(Très intéressant article. Un traitement à examiner et des recherches à développer...CB)
Comment tuer un produit compétiteur ou l’Histoire de la réserpine dans l’HTA
Pr. Pierre Biron, Pr. Honoraire de Pharmacologie Médicale à Montréal
BIP31.fr 2017, 24, (4), 59 - 78
L’histoire de la réserpine comme antihypertenseur est édifiante. Aux petites doses (0,1 à 0,25 mg / jour, dites ‘doses filées’) on savait depuis 1967 (Veterans Administration. JAMA 202, 116) que c’était un bon produit qui ne coutait presque rien comparé aux nouvelles classes émergentes : bêta bloquants, anticalciques, inhibiteurs de la conversion de l’angiotensine (dits IECA) et sartans.
Le plus fréquent Effet Indésirable Médicamenteux (EIM) était la congestion nasale, pas beaucoup plus fréquente ou sévère que la toux aux IECA. Mais voilà qu’elle devient victime de deux phénomènes, le premier entraînant le second :
a) On la recommande à trop forte posologie (0,75 à 10 mg/jour), ne sachant pas au début que sa demi vie était longue.
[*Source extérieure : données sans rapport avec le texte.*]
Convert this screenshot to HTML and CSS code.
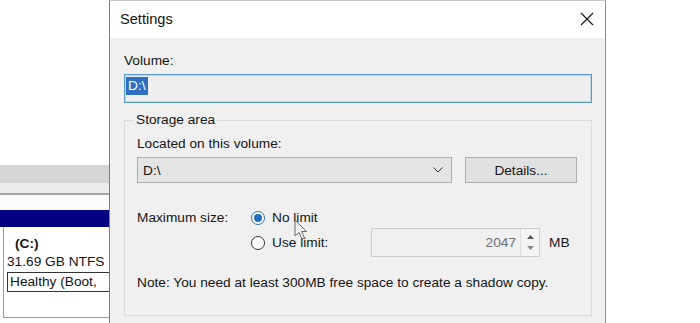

b) Puis on l’accuse de trois EIM inacceptables : la dépression, l’ulcère duodénal et le cancer du sein. Des suicides étaient survenus à des posologies de 6 à 14 fois trop élevées, mais aucun à la dose de 0,25 mg ; même situation pour l’ulcère duodénal ; des études subséquentes disculperont la réserpine de ces deux EIM. Trois études cas témoins révèlent une association avec le cancer du sein mais 10 enquêtes suivantes viennent réfuter l’allégation.
La réhabilitation ne suit pas car le mal est fait, même si des experts ont crié dans le désert, comme Widmer(J Fam Pract 1985, 20, 81) et quelques autres à sa suite. Pourtant, un diurétique et la réserpine auraient pu remplacer toutes les nouveautés trop chères dans le contrôle de l’hypertension au tiers monde, et aussi réduire le fardeau fiscal de nos budgets pharmaceutiques.
Les quatre facteurs en jeu sont :
a) la mise en marché intensive des nouveaux produits,
b) le dénigrement organisé des génériqués,
c) le goût prononcé des prescripteurs et de leurs représentants pour suivre la mode, et surtout
d) l’ignorance de la réfutation de fausses informations (Dictionnaire de Pharmacologie Sociale, 2017).
Ce n’est pas pour rien qu’on n’enseigne pas l’histoire de la pharmacothérapie (Clin Pharmacol Ther 1996, 60, 368).
Pierre Biron : "Si la santé n’a pas de prix, l’indignation non plus ».